_What to produce:_
Pictures stay out of the copy; restate everything else in the material exactly.

________________________________________

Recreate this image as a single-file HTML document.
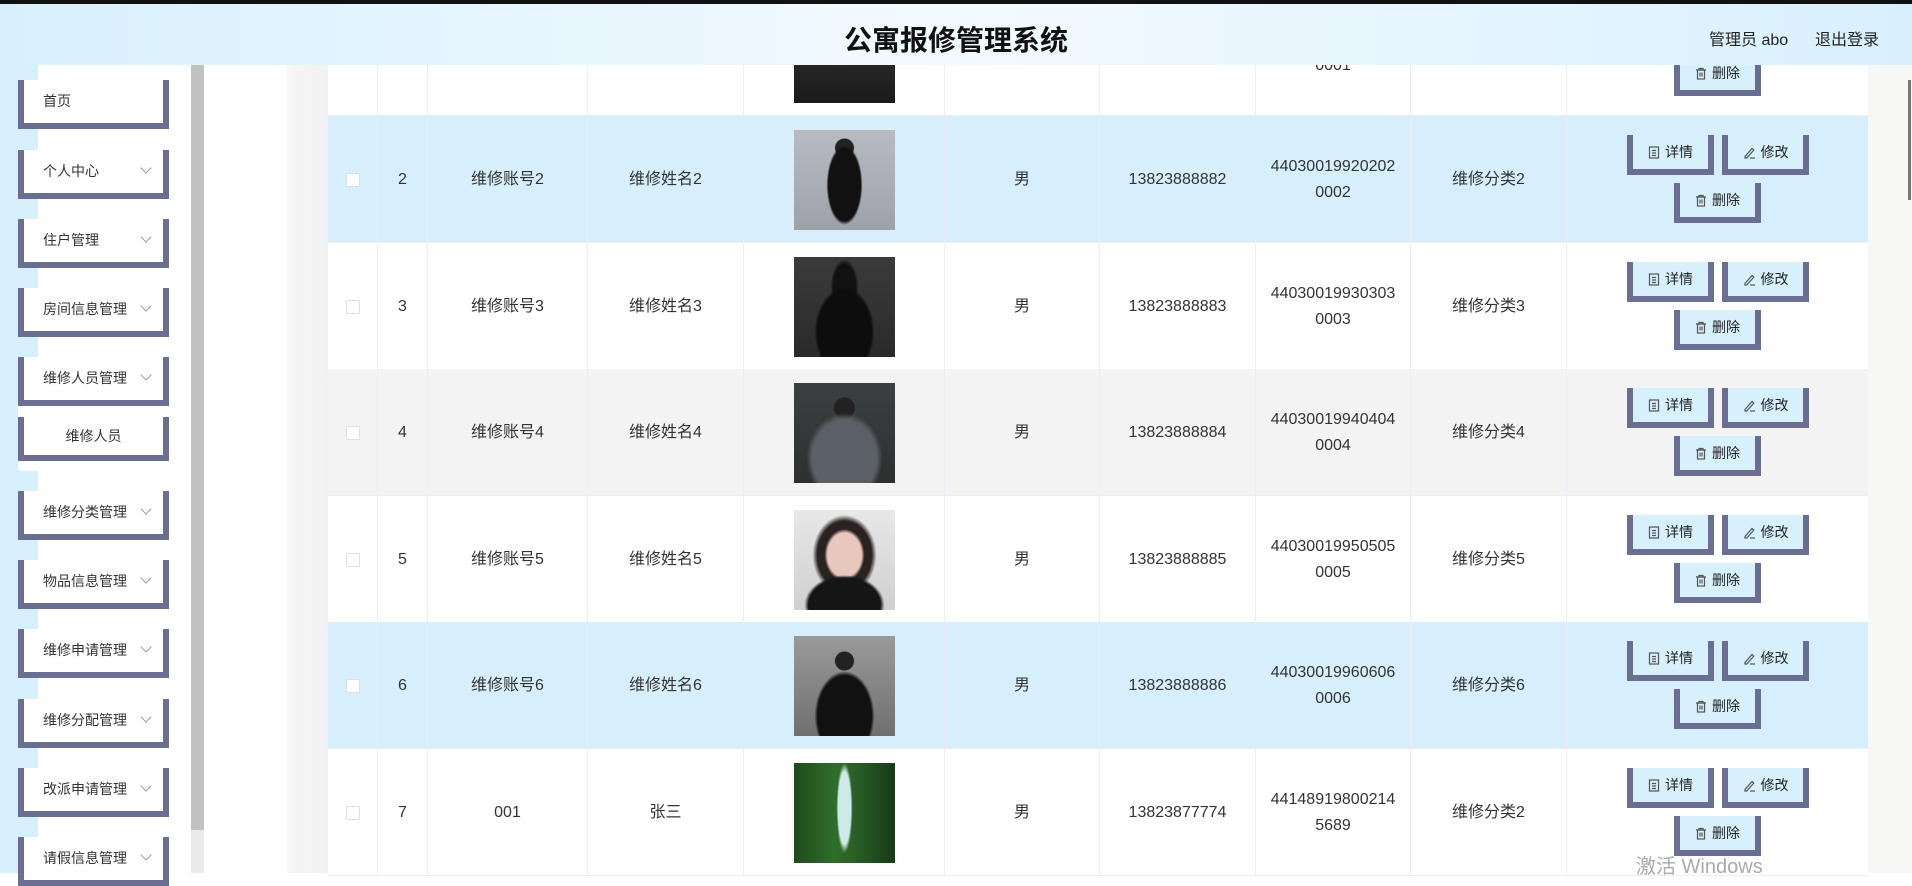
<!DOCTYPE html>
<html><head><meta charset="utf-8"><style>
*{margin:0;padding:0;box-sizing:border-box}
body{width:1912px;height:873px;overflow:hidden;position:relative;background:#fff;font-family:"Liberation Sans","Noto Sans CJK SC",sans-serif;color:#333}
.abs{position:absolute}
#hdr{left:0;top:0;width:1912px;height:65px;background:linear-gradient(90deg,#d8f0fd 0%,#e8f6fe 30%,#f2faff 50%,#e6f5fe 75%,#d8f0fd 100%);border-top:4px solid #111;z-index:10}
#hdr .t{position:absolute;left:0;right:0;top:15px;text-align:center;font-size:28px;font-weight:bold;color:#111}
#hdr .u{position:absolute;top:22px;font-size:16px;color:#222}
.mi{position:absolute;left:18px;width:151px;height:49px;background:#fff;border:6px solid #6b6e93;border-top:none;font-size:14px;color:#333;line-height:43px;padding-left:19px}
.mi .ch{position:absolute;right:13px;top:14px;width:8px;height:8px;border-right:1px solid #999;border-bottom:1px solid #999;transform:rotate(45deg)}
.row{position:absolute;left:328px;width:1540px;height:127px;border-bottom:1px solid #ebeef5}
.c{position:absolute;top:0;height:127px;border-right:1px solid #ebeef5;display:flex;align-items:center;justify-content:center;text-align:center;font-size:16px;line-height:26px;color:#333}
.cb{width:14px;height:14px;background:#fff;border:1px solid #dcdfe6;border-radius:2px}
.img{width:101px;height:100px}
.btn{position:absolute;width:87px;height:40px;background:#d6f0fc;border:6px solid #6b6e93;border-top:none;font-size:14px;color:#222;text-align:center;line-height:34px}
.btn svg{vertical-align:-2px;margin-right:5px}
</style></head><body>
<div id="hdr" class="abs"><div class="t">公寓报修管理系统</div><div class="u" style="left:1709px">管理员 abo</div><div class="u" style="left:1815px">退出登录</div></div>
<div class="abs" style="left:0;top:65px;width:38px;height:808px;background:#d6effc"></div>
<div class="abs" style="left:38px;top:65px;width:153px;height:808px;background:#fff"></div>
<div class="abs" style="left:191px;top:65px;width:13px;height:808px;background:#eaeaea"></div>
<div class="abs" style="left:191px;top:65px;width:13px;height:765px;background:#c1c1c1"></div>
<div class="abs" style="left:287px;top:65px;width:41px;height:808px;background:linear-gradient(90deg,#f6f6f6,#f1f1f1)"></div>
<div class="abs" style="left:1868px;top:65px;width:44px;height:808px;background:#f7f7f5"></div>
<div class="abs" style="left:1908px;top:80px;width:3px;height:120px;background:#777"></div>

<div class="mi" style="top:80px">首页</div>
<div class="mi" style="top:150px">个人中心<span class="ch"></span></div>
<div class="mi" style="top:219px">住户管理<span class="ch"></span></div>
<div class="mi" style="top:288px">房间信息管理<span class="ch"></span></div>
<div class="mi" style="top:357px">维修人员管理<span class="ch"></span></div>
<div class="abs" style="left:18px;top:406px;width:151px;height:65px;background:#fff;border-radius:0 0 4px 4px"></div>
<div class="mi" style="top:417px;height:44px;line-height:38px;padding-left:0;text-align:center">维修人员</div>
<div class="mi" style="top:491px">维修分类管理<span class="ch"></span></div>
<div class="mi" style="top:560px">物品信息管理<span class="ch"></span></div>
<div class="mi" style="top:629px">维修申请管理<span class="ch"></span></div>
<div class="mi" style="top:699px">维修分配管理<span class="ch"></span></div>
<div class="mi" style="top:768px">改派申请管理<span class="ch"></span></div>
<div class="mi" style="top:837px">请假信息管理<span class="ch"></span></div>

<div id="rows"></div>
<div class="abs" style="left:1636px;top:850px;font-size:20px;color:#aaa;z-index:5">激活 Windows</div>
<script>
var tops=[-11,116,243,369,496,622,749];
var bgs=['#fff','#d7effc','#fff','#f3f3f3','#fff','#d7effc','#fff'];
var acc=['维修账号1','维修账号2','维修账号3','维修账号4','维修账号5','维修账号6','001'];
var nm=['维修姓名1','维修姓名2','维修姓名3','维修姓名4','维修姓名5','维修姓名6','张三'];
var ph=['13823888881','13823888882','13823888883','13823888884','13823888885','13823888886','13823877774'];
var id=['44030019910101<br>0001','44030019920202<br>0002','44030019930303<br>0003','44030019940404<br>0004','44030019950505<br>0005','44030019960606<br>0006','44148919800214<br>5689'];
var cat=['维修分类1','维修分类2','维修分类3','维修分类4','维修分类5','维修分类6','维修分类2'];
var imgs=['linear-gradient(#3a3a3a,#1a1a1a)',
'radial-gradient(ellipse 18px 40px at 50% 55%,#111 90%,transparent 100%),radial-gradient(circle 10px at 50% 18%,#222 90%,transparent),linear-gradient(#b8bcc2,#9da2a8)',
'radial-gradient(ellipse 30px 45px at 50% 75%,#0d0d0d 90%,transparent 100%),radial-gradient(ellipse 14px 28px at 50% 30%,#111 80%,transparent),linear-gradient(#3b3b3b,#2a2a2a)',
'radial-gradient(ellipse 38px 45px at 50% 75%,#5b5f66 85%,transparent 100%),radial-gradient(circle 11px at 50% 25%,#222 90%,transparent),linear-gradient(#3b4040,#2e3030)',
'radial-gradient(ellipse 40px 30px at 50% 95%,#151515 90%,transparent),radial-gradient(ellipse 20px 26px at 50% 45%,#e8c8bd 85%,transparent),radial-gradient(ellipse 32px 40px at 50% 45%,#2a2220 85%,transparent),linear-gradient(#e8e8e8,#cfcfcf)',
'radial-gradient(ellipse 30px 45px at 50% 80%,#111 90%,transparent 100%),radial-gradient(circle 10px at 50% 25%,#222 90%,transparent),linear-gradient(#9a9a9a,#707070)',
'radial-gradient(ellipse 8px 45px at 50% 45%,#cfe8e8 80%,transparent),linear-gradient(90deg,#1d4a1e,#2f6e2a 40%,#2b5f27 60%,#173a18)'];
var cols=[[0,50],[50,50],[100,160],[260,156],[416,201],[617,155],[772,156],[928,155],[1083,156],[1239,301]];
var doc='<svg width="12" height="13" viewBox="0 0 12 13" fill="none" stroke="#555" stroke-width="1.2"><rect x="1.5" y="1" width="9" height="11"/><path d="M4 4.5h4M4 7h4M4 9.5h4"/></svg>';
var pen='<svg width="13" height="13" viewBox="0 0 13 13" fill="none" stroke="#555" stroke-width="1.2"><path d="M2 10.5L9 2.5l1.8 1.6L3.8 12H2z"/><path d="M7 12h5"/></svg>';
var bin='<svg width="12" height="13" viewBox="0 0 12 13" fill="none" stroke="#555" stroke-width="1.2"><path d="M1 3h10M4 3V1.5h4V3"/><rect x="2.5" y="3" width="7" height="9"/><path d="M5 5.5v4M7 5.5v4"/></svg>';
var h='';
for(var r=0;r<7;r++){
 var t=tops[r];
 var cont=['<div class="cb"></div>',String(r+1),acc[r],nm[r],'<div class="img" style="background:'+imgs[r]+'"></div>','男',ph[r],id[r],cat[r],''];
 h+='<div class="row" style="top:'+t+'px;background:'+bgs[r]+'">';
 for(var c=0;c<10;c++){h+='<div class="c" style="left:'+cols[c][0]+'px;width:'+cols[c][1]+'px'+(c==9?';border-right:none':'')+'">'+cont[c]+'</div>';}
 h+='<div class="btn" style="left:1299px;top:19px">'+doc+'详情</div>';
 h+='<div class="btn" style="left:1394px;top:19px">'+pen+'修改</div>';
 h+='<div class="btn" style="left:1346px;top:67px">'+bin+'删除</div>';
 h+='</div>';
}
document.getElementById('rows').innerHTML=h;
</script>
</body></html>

________________________________________

_Complete answer:_
Recreate this image as a single-file HTML document.
<!DOCTYPE html>
<html><head><meta charset="utf-8"><style>
*{margin:0;padding:0;box-sizing:border-box}
body{width:1912px;height:873px;overflow:hidden;position:relative;background:#fff;font-family:"Liberation Sans","Noto Sans CJK SC",sans-serif;color:#333}
.abs{position:absolute}
#hdr{left:0;top:0;width:1912px;height:65px;background:linear-gradient(90deg,#d8f0fd 0%,#e8f6fe 30%,#f2faff 50%,#e6f5fe 75%,#d8f0fd 100%);border-top:4px solid #111;z-index:10}
#hdr .t{position:absolute;left:0;right:0;top:15px;text-align:center;font-size:28px;font-weight:bold;color:#111}
#hdr .u{position:absolute;top:22px;font-size:16px;color:#222}
.mi{position:absolute;left:18px;width:151px;height:49px;background:#fff;border:6px solid #6b6e93;border-top:none;font-size:14px;color:#333;line-height:43px;padding-left:19px}
.mi .ch{position:absolute;right:13px;top:14px;width:8px;height:8px;border-right:1px solid #999;border-bottom:1px solid #999;transform:rotate(45deg)}
.row{position:absolute;left:328px;width:1540px;height:127px;border-bottom:1px solid #ebeef5}
.c{position:absolute;top:0;height:127px;border-right:1px solid #ebeef5;display:flex;align-items:center;justify-content:center;text-align:center;font-size:16px;line-height:26px;color:#333}
.cb{width:14px;height:14px;background:#fff;border:1px solid #dcdfe6;border-radius:2px}
.img{width:101px;height:100px}
.btn{position:absolute;width:87px;height:40px;background:#d6f0fc;border:6px solid #6b6e93;border-top:none;font-size:14px;color:#222;text-align:center;line-height:34px}
.btn svg{vertical-align:-2px;margin-right:5px}
</style></head><body>
<div id="hdr" class="abs"><div class="t">公寓报修管理系统</div><div class="u" style="left:1709px">管理员 abo</div><div class="u" style="left:1815px">退出登录</div></div>
<div class="abs" style="left:0;top:65px;width:38px;height:808px;background:#d6effc"></div>
<div class="abs" style="left:38px;top:65px;width:153px;height:808px;background:#fff"></div>
<div class="abs" style="left:191px;top:65px;width:13px;height:808px;background:#eaeaea"></div>
<div class="abs" style="left:191px;top:65px;width:13px;height:765px;background:#c1c1c1"></div>
<div class="abs" style="left:287px;top:65px;width:41px;height:808px;background:linear-gradient(90deg,#f6f6f6,#f1f1f1)"></div>
<div class="abs" style="left:1868px;top:65px;width:44px;height:808px;background:#f7f7f5"></div>
<div class="abs" style="left:1908px;top:80px;width:3px;height:120px;background:#777"></div>

<div class="mi" style="top:80px">首页</div>
<div class="mi" style="top:150px">个人中心<span class="ch"></span></div>
<div class="mi" style="top:219px">住户管理<span class="ch"></span></div>
<div class="mi" style="top:288px">房间信息管理<span class="ch"></span></div>
<div class="mi" style="top:357px">维修人员管理<span class="ch"></span></div>
<div class="abs" style="left:18px;top:406px;width:151px;height:65px;background:#fff;border-radius:0 0 4px 4px"></div>
<div class="mi" style="top:417px;height:44px;line-height:38px;padding-left:0;text-align:center">维修人员</div>
<div class="mi" style="top:491px">维修分类管理<span class="ch"></span></div>
<div class="mi" style="top:560px">物品信息管理<span class="ch"></span></div>
<div class="mi" style="top:629px">维修申请管理<span class="ch"></span></div>
<div class="mi" style="top:699px">维修分配管理<span class="ch"></span></div>
<div class="mi" style="top:768px">改派申请管理<span class="ch"></span></div>
<div class="mi" style="top:837px">请假信息管理<span class="ch"></span></div>

<div id="rows"></div>
<div class="abs" style="left:1636px;top:850px;font-size:20px;color:#aaa;z-index:5">激活 Windows</div>
<script>
var tops=[-11,116,243,369,496,622,749];
var bgs=['#fff','#d7effc','#fff','#f3f3f3','#fff','#d7effc','#fff'];
var acc=['维修账号1','维修账号2','维修账号3','维修账号4','维修账号5','维修账号6','001'];
var nm=['维修姓名1','维修姓名2','维修姓名3','维修姓名4','维修姓名5','维修姓名6','张三'];
var ph=['13823888881','13823888882','13823888883','13823888884','13823888885','13823888886','13823877774'];
var id=['44030019910101<br>0001','44030019920202<br>0002','44030019930303<br>0003','44030019940404<br>0004','44030019950505<br>0005','44030019960606<br>0006','44148919800214<br>5689'];
var cat=['维修分类1','维修分类2','维修分类3','维修分类4','维修分类5','维修分类6','维修分类2'];
var imgs=['linear-gradient(#3a3a3a,#1a1a1a)',
'radial-gradient(ellipse 18px 40px at 50% 55%,#111 90%,transparent 100%),radial-gradient(circle 10px at 50% 18%,#222 90%,transparent),linear-gradient(#b8bcc2,#9da2a8)',
'radial-gradient(ellipse 30px 45px at 50% 75%,#0d0d0d 90%,transparent 100%),radial-gradient(ellipse 14px 28px at 50% 30%,#111 80%,transparent),linear-gradient(#3b3b3b,#2a2a2a)',
'radial-gradient(ellipse 38px 45px at 50% 75%,#5b5f66 85%,transparent 100%),radial-gradient(circle 11px at 50% 25%,#222 90%,transparent),linear-gradient(#3b4040,#2e3030)',
'radial-gradient(ellipse 40px 30px at 50% 95%,#151515 90%,transparent),radial-gradient(ellipse 20px 26px at 50% 45%,#e8c8bd 85%,transparent),radial-gradient(ellipse 32px 40px at 50% 45%,#2a2220 85%,transparent),linear-gradient(#e8e8e8,#cfcfcf)',
'radial-gradient(ellipse 30px 45px at 50% 80%,#111 90%,transparent 100%),radial-gradient(circle 10px at 50% 25%,#222 90%,transparent),linear-gradient(#9a9a9a,#707070)',
'radial-gradient(ellipse 8px 45px at 50% 45%,#cfe8e8 80%,transparent),linear-gradient(90deg,#1d4a1e,#2f6e2a 40%,#2b5f27 60%,#173a18)'];
var cols=[[0,50],[50,50],[100,160],[260,156],[416,201],[617,155],[772,156],[928,155],[1083,156],[1239,301]];
var doc='<svg width="12" height="13" viewBox="0 0 12 13" fill="none" stroke="#555" stroke-width="1.2"><rect x="1.5" y="1" width="9" height="11"/><path d="M4 4.5h4M4 7h4M4 9.5h4"/></svg>';
var pen='<svg width="13" height="13" viewBox="0 0 13 13" fill="none" stroke="#555" stroke-width="1.2"><path d="M2 10.5L9 2.5l1.8 1.6L3.8 12H2z"/><path d="M7 12h5"/></svg>';
var bin='<svg width="12" height="13" viewBox="0 0 12 13" fill="none" stroke="#555" stroke-width="1.2"><path d="M1 3h10M4 3V1.5h4V3"/><rect x="2.5" y="3" width="7" height="9"/><path d="M5 5.5v4M7 5.5v4"/></svg>';
var h='';
for(var r=0;r<7;r++){
 var t=tops[r];
 var cont=['<div class="cb"></div>',String(r+1),acc[r],nm[r],'<div class="img" style="background:'+imgs[r]+'"></div>','男',ph[r],id[r],cat[r],''];
 h+='<div class="row" style="top:'+t+'px;background:'+bgs[r]+'">';
 for(var c=0;c<10;c++){h+='<div class="c" style="left:'+cols[c][0]+'px;width:'+cols[c][1]+'px'+(c==9?';border-right:none':'')+'">'+cont[c]+'</div>';}
 h+='<div class="btn" style="left:1299px;top:19px">'+doc+'详情</div>';
 h+='<div class="btn" style="left:1394px;top:19px">'+pen+'修改</div>';
 h+='<div class="btn" style="left:1346px;top:67px">'+bin+'删除</div>';
 h+='</div>';
}
document.getElementById('rows').innerHTML=h;
</script>
</body></html>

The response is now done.